Just a quick 'sh ip bgp' on route-views.oregon-ix.net shows a ton of peers showing a handful of routes smaller than 4.0.0.0/8 in that block; a practice Genuity and now Level3 actively disallows and pursues customers doing. If they want to multihome, they're told to get their own space and not do it out of 4-space. If they weren't you'd see far more smaller routes there. By comparison, there are heaps of smaller-than-/20 routes with good global visibility inside 12.0.0.0/8 as AT&T doesn't seem to care if people advertise subnets of that space to other upstreams.

ClueByFour

The /20 filter actually came after most people started whacking anything longer than /19, but for a "quasi" practical reason:

ARIN used to (right after CIDR started--dunno what their practice is now because I've not been in the provider game for 5 or 6 years) have "starter" allocations: they would give you a /20, but "reserve" the other half of the /19 for you if you could not justify a /19. In the interest of "fairness" (loose) they'd let you announce the whole /19, but not everybody did. Ergo, some folks loosened the filter to a /20. Lots of people with /20s out of the A space took in in the shorts about 1996 or 1997 (IIRC) because of this.
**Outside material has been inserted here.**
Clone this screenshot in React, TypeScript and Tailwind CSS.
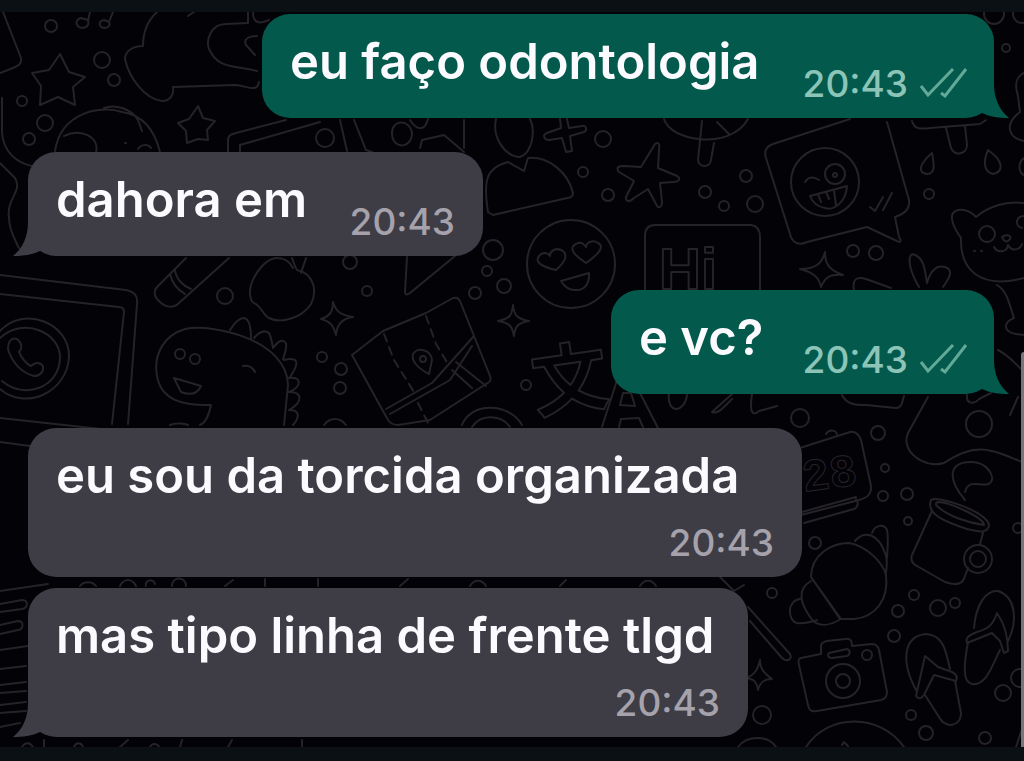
import clsx from 'clsx'

type Message = {
  id: number
  text: string
  time: string
  mine: boolean
  tail: boolean
  stacked?: boolean
  className: string
}

const messages: Message[] = [
  {
    id: 1,
    text: 'eu faço odontologia',
    time: '20:43',
    mine: true,
    tail: true,
    className: 'w-[732px] mt-0.5',
  },
  {
    id: 2,
    text: 'dahora em',
    time: '20:43',
    mine: false,
    tail: true,
    className: 'w-[455px] mt-[34px]',
  },
  {
    id: 3,
    text: 'e vc?',
    time: '20:43',
    mine: true,
    tail: true,
    className: 'w-[383px] mt-[34px]',
  },
  {
    id: 4,
    text: 'eu sou da torcida organizada',
    time: '20:43',
    mine: false,
    tail: false,
    stacked: true,
    className: 'w-[774px] mt-[34px]',
  },
  {
    id: 5,
    text: 'mas tipo linha de frente tlgd',
    time: '20:43',
    mine: false,
    tail: true,
    stacked: true,
    className: 'w-[720px] mt-[11px]',
  },
]

// cx, cy, r
const bubbles = [
  [51, 26, 6], [102, 60, 8], [114, 80, 6], [22, 101, 5], [45, 123, 8],
  [29, 139, 6], [325, 138, 9], [225, 296, 8], [322, 357, 5], [341, 369, 6],
  [340, 388, 6], [603, 139, 8], [583, 172, 5], [608, 195, 6], [493, 250, 10],
  [487, 271, 5], [504, 286, 7], [475, 293, 6], [367, 291, 5], [350, 262, 7],
  [526, 385, 5], [746, 176, 6], [705, 192, 6], [724, 206, 5], [755, 204, 8],
  [929, 194, 5], [994, 14, 10], [1006, 48, 4], [853, 251, 6], [876, 253, 7],
  [1022, 14, 9], [800, 418, 9], [878, 433, 7], [885, 468, 4], [979, 424, 13],
  [883, 496, 5], [907, 494, 6], [908, 521, 4], [815, 543, 6], [772, 593, 5],
  [914, 595, 5], [898, 611, 6], [938, 608, 8], [955, 603, 5], [894, 636, 6],
  [762, 715, 9], [911, 715, 5], [926, 733, 7], [985, 738, 6], [1003, 693, 8],
  [1018, 528, 5], [1020, 678, 9],
]

function Wallpaper() {
  return (
    <svg
      aria-hidden="true"
      viewBox="0 0 1024 761"
      preserveAspectRatio="xMinYMin slice"
      className="absolute inset-0 h-full w-full"
      fill="none"
      stroke="#262328"
      strokeWidth="2"
      strokeLinejoin="round"
      strokeLinecap="round"
    >
      {bubbles.map(([cx, cy, r]) => (
        <circle key={`${cx}-${cy}`} cx={cx} cy={cy} r={r} />
      ))}

      {/* stars, music notes */}
      <path d="M60 54l9 18 16 5-12 10 2 18-17-8-18 8 1-19-9-13 17-3z" />
      <path d="M198 106l5 12 12 3-8 9 1 10-10-1-11 4-1-12-8-8 11-4z" />
      <path d="M90 12l-2 9a6 5 0 1 1-7-3l7 2M113 12l-4 10a5 4 0 1 1-5-2l5 2" />
      <path d="M655 144c4-3 5 1 4 6l-1 18 19 8c5 3 1 6-4 6l-13 1 2 19c0 6-4 7-6 2l-8-15-14 9c-6 6-10 2-7-3l7-14-15-9c-4-5 0-6 5-6l17 1z" />
      <path d="M513 305c1 10 4 14 16 16-11 2-14 5-15 15-2-10-4-13-16-15 12-2 14-6 15-16zM333 302c3 10 8 13 20 15-12 2-16 8-17 18-3-10-5-13-15-16 9-3 12-7 12-17zM825 252c0 12 4 18 18 23-13-1-18 2-22 12-2-9-6-14-21-18 15 0 22-5 25-17zM760 660c0 9 4 13 12 19-8 0-12 3-14 11-1-8-4-11-12-12 9-3 12-9 14-18z" />

      {/* paper, fox, hand on the top left */}
      <path d="M3 12l18 46c1 6-3 8-8 10L0 73M2 98v34c1 20 15 31 30 34M0 163l15 15c8 14-9 20-6 40 0 12 6 22 10 30" />
      <path d="M157 12c-10 9-14 22-14 34-10 0-18 5-18 13 4 19 20 40 37 42 9 0 12-7 11-14l62-2c13 1 22 8 24-3M248 12v11l-22 1c-16 0-20 17-17 25 9 20 24 16 48 22M253 12c0 12 7 12 16 8M188 16l6-4" />
      <path d="M257 36c-8 0-14 3-11 9l9 10" />
      <path d="M55 151c6-40 48-46 67-39 22 3 33 20 38 40M64 136c16-8 36 0 32 17M138 149c3-5 10-5 13-1M104 108c10-4 27 0 34 12l4 11M125 143h1" />
      <path d="M228 152v-12c0-5 4-6 8-7l50-13M240 152v-7l80-23M340 120l7 31M354 120l12 30 6 2" />
      <path d="M392 133c0-14 18-14 20 0 0 16-20 17-20 0M410 120c5 8 14 14 18-1M420 148l2-8 22-5 20 17M464 120v28" />

      {/* person, plus sign */}
      <path d="M496 119c-4 18 8 37 24 38 12-4 16-26 10-38M488 212c-5-32-2-44 20-50l16 9 4-13c20-2 40 14 45 35 0 5-5 5-10 6l-70 16z" />
      <path d="M560 119l1 9-14 5c-5 2-3 7 2 7l13-2 4 14 6-1-2-15 14-4c4-2 2-7-2-6l-13 2-2-9" />
      <path d="M664 119c6 22 66 32 84 0M702 121l-4 39c1 8 12 8 13 0l3-17M717 122l12 12" />

      {/* chat card with winking face */}
      <path d="M850 119l-77 25c-8 3-9 8-7 14l24 76c2 9 9 12 17 8l60-15 30 14c5 3 4-1 2-4l-4-20c10-3 15-9 14-17l-22-78" />
      <circle cx="825" cy="182" r="34" />
      <circle cx="835" cy="174" r="10" />
      <circle cx="835" cy="175" r="2" />
      <path d="M805 182c3-5 8-6 14-2M810 196l37-10c-1 16-13 25-22 22-6-1-12-4-15-12zM818 194l3 8M826 192l3 7M834 191l2 14M870 207l5 4 8-14M883 210l9-17" />
      <path d="M912 121c2 9 10 8 18 7l50-4 6-4M946 128l5 20c4 9 16 6 16-3l-2-19M932 153c-14 12-14 20-5 21 9 0 7-10 5-21zM988 150c-6 14-3 22 5 24 10-2 12-12-5-24z" />
      <path d="M1024 73c-9 4-9 14-6 23l2 16c-16 12-12 26 4 29M1024 158c-6 4-6 14 0 17" />
      {/* bear */}
      <path d="M1024 203c-15-2-34 2-48 14-10-11-26-9-24 2 1 9 6 14 9 19-1 30 17 52 63 40M997 285c10 6 12 18 17 33-12 5-10 14 2 16l8 1" />
      <circle cx="987" cy="234" r="8" />
      <path d="M1002 237c4-3 10-2 8 2-3 4-6 3-8-2zM994 247c3 6 13 6 14-2 4 7 12 5 14-1M1024 216c-8 0-10 10-2 12M974 251h1M981 251h1" />

      {/* heart-eyes face */}
      <circle cx="571" cy="264" r="44" />
      <path d="M556 270c-14-3-22-8-17-14 4-5 9-3 11 0 0-6 7-9 13-5 6 5 0 13-7 19zM586 263c-12-8-18-15-10-19 5-3 8 0 10 3 1-6 8-7 12-4 8 4-2 13-12 20zM561 281l28-8c1 12-6 18-14 17-6 0-11-4-14-9z" />

      {/* Hi card */}
      <path d="M645 290v-54c0-8 4-11 10-11h96c7 1 9 6 9 12v53" />
      <text
        x="659"
        y="289"
        fontSize="58"
        strokeWidth="2"
        className="font-['Liberation_Sans',sans-serif] font-bold"
      >
        Hi
      </text>
      <path d="M854 290c-2-10 2-14 12-11l25 9M919 287c-14-24-10-36-4-32 10 4 10 18 12 28 4-14 10-18 18-16 10 3 3 13-2 20" />

      {/* tablet with phone logo */}
      <path d="M0 275l126 15c9 2 12 6 11 14l-9 120M0 294l119 13c4 0 5 2 5 5l-12 112M0 418l110 12M0 442l30 4" />
      <path d="M0 331c24-26 70-8 69 26-2 36-44 54-69 32M0 338c24-22 60-5 60 19 0 31-36 43-58 24" />
      <path d="M17 339c-7-2-9 4-9 10 4 14 14 24 26 27 6 0 10-4 9-10-3-4-8-4-12 0-4-2-9-7-12-14 3-3 4-8-2-13z" />
      {/* bottle, apple */}
      <path d="M186 258l-28 28c-6 6-3 12 2 16 6 6 14 6 19 1l50-45M175 270c1 9 8 16 16 19M170 274c2 9 8 16 15 20" />
      <path d="M292 258c2 4 2 8 5 12 18 4 20 22 14 34-9 14-30 20-42 14-6-3-7-10-13-14-6-1-8-12-4-22 5-12 15-24 25-24 7 0 13 4 16 10M306 258l-5 15" />
      {/* dinosaur */}
      <path d="M284 425l4-40c-1-45-75-62-103-56-20 6-32 24-28 47 4 24 26 30 54 29-2 10-6 18-11 20M230 330c5-8 10-12 14-12 6 1 7 13 7 21M254 338c6-7 11-8 15-5 2 4 3 9 4 15M273 348c6-8 10-9 13-5 1 6-1 10-3 16M284 360c13-3 17 1 6 17M289 378c12-2 14 8 0 14M289 392c14 0 14 10 0 18M289 410c12 0 10 8 4 15M243 366c6-1 10 2 12 6M174 378l27 8c-4 9-12 9-20 6zM170 425c6-3 16-1 18 0" />
      <circle cx="180" cy="354" r="5" />
      <circle cx="195" cy="359" r="5" />
      <path d="M324 425c6-8 16-8 22 0" />

      {/* map and paper plane */}
      <path d="M407 257l-2 35c0 3 2 3 5 1l45-37" />
      <path d="M352 355l31-24 43-18 27-15c4-1 5 0 7 3l30 75c2 4 0 6-4 8l-56 36-32 5c-6 0-8-2-10-5zM386 409l46-26 42-47M390 414l60-34 22-34M456 362l30 24M452 370l20 18" />
      <path d="M384 334l10 26 20 32M426 316l10 28 12 20M418 403l10 20" strokeDasharray="8 6" />
      <path d="M429 374c-12-6-18-14-16-20 4-8 18-4 19 6z" />
      <circle cx="423" cy="359" r="3" />
      <path d="M462 425c9-24 48-22 60 0M472 427c9-14 30-12 38 0" />

      {/* translate glyphs */}
      <text
        x="536"
        y="412"
        fontSize="76"
        strokeWidth="2"
        transform="rotate(-8 536 412)"
        className="font-['Noto_Sans_CJK_JP',sans-serif] font-bold"
      >
        文
      </text>
      <path d="M602 427l16-50M640 393l18 35M620 405l3-12h8l4 13zM619 427l2-8 18-1 4 9M669 393c-3 20 15 22 18 2M712 412l20-18M712 412c4 2 8-1 12-5l8-8M752 394c-3 20 1 22 7 17l18-5M842 395c5 10 14 10 24 10l30 3c6 0 6-6 8-12" />

      {/* calendar */}
      <path d="M800 448l50-16c6-1 9 3 11 8l10 46c1 9-5 12-12 14l-58 15M802 512l54-15M804 523l50-14c4-2 5-6 2-10M826 434c3-5 10-4 11 0" />
      <text
        x="804"
        y="492"
        fontSize="46"
        strokeWidth="1"
        transform="rotate(-8 804 492)"
        className="font-['Liberation_Mono',monospace] font-bold"
      >
        28
      </text>
      <path d="M928 397l-20 36c-8 18 16 36 36 30 30-20 44-16 80 0M967 395c-1 10 8 9 12 4l12-6M998 350c8 4 14 10 24 20M1010 415l8-18M965 500c-20-24-14-38 6-38 16 0 24 14 20 20-6 8-22-6-26 10" />

      {/* mug */}
      <path d="M931 500c5-5 52 10 58 24 0 10-10 8-22 5-18-6-42-14-36-29zM936 505c12 12 34 18 48 20 0-7-32-22-45-23-3 0-3 1-3 3zM932 511l-20 44c-2 6 1 9 5 11l28 16c12 4 18 2 20-6l3-8M983 533l-3 11" />
      <circle cx="978" cy="559" r="14" />
      <circle cx="978" cy="559" r="8" />
      {/* croissant */}
      <path d="M811 577c0-22 20-34 38-34 18 3 34 20 37 32 3 24-10 42-32 44h-14zM811 577l30 42M855 541c10-12 24-6 30 12 3 6 2 13 1 20M872 533c3-8 12-10 15-3 2 10 0 22 0 28M811 581c-14 8-12 22 2 40 8 6 18 4 26-1M800 599c-14 2-12 22-3 24 8 1 14-1 20-3" />
      {/* camera */}
      <path d="M801 658l20-4v-8c0-4 3-4 6-5l18-2c6-1 7 2 7 7l20-2c4 0 6 2 7 6l8 42c0 5-2 7-6 8l-64 11c-6 1-8-1-9-6l-9-40c-1-4-1-6 2-7zM829 653l18-4c4 1 3 6 0 7l-15 2c-4 0-5-3-3-5z" />
      <circle cx="843" cy="681" r="17" />
      <circle cx="843" cy="681" r="7" />
      <circle cx="867" cy="655" r="5" />
      {/* flip-flops */}
      <path d="M916 690c-16-30-12-54 10-56 18 1 20 18 24 35M925 656l-9 40c3 4 6 2 8-1l10-20 22 6c2-4 0-7-4-9l-14-5zM925 695l14 22c6 12 22 10 22-4l-6-32" />
      <path d="M974 628c2-24 12-38 24-37 18 6 20 30 10 50M997 613c-4 12-9 16-20 19-8 3-12 6-10 11l25-10 8 8 4 12 4-2c0-14-4-28-11-38zM968 642c-4 22-6 40 4 42 14 2 20-18 28-34" />
      {/* brush, clock */}
      <path d="M720 577l14 14 10-6M748 607l42 47c3 6-4 8-8 4l-32-37M806 747c22-34 74-34 98 0M842 745l2-3 4 4M738 747c9-12 30-12 38 0M1016 747l8-24" />
      {/* book pages */}
      <path d="M0 591l48-7M0 604l22-4c7 0 6 8 0 9l-22 3M0 625l18-4c6 0 6 8 0 9l-18 4M0 650l28-4M0 669l26-3M0 685l26-3M0 693l26-2M0 705l26-3M0 713l26-2M0 727l20-4" />
      <path d="M80 586c4-5 12-5 16 0M120 586c4-8 12-8 16 0M146 586c-2-6 8-8 9-2M172 586c0-10 14-10 14 0M225 586l8-6M265 586v-7M318 586v-7M22 747c3-5 8-5 11 0M44 747v-7M74 747c2-5 7-5 9 0M120 747l8-7M150 747c2-4 7-4 9 0M180 747l2-7M228 747l4-7M302 747v-7M400 586l8-7M470 586c4-7 12-7 16 0M560 586l6-6M640 586c4-7 12-7 16 0" />
    </svg>
  )
}

function Checks() {
  return (
    <svg
      role="img"
      aria-label="Entregue"
      viewBox="0 0 48 32"
      className="mb-1 ml-3 h-8 w-12 shrink-0"
      fill="none"
      stroke="#63a998"
      strokeWidth="3"
    >
      <path d="M1 18l7 9L33 1M21 25l4 3L46 1" />
    </svg>
  )
}

function Tail({ mine }: { mine: boolean }) {
  return (
    <svg
      aria-hidden="true"
      viewBox="0 0 32 40"
      className={clsx(
        'absolute bottom-0 h-10 w-8',
        mine ? '-right-4 text-[#035a4c]' : '-left-4 -scale-x-100 text-[#3e3c44]',
      )}
      fill="currentColor"
    >
      <path d="M0 0h16v6c0 14 5 26 15 34-10 0-19-1-27-5L0 30z" />
    </svg>
  )
}

function MessageBubble({ message }: { message: Message }) {
  const { text, time, mine, tail, stacked, className } = message

  return (
    <li
      className={clsx(
        'relative flex max-w-full rounded-[28px] pt-5 pb-3.5 pl-7',
        mine ? 'self-end bg-[#035a4c] pr-[26px]' : 'self-start bg-[#3e3c44] pr-7',
        stacked ? 'flex-col gap-[19px]' : 'items-end justify-between',
        className,
      )}
    >
      {tail && <Tail mine={mine} />}
      <p
        className={clsx(
          'relative text-[49px] leading-[56px] font-semibold whitespace-nowrap text-[#fbfaff]',
          !stacked && 'mb-3.5',
        )}
      >
        {text}
      </p>
      <div className="relative flex items-end self-end">
        <time
          className={clsx(
            'text-[37px] leading-10 font-medium',
            mine ? 'text-[#8cc5b8]' : 'text-[#a5a2ac]',
          )}
        >
          {time}
        </time>
        {mine && <Checks />}
      </div>
    </li>
  )
}

export default function App() {
  return (
    <div className="flex min-h-screen flex-col bg-[#0a1013] font-[Inter,sans-serif]">
      <main className="relative mt-3 mb-3.5 flex-1 overflow-hidden bg-[#030207]">
        <div className="absolute inset-x-0 -top-3 -bottom-3.5">
          <Wallpaper />
        </div>
        <ul className="relative flex flex-col pr-[30px] pb-2.5 pl-7">
          {messages.map((message) => (
            <MessageBubble key={message.id} message={message} />
          ))}
        </ul>
        <div className="absolute top-[340px] right-0 bottom-0 w-[3px] rounded-tl-sm bg-[#77777b]" />
      </main>
    </div>
  )
}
By 1998, you could announce a /20 from anywhere and generally expect it to be globally routed.

Some of the latter (the AT&T multihomed customers) only get global visibility because AT&T happily blow an exception into their outbound annoucements to announce both 12.0.0.0/8 and whatever longer prefix the customer announces. Somebody like Verio used to (and may still) filter the customer's /24 and only reach them via their aggregated association with 12/8. If that customer's AT&T circuit went down, they'd probably be screwed.

The most valuable thing there is anymore is a /24 out of the swamp. Fortunately, I have one in reserve .

Edited to add: the idea of "micro-allocations" is still enough to provoke a religious war among BGP zealots of various positions on the matter.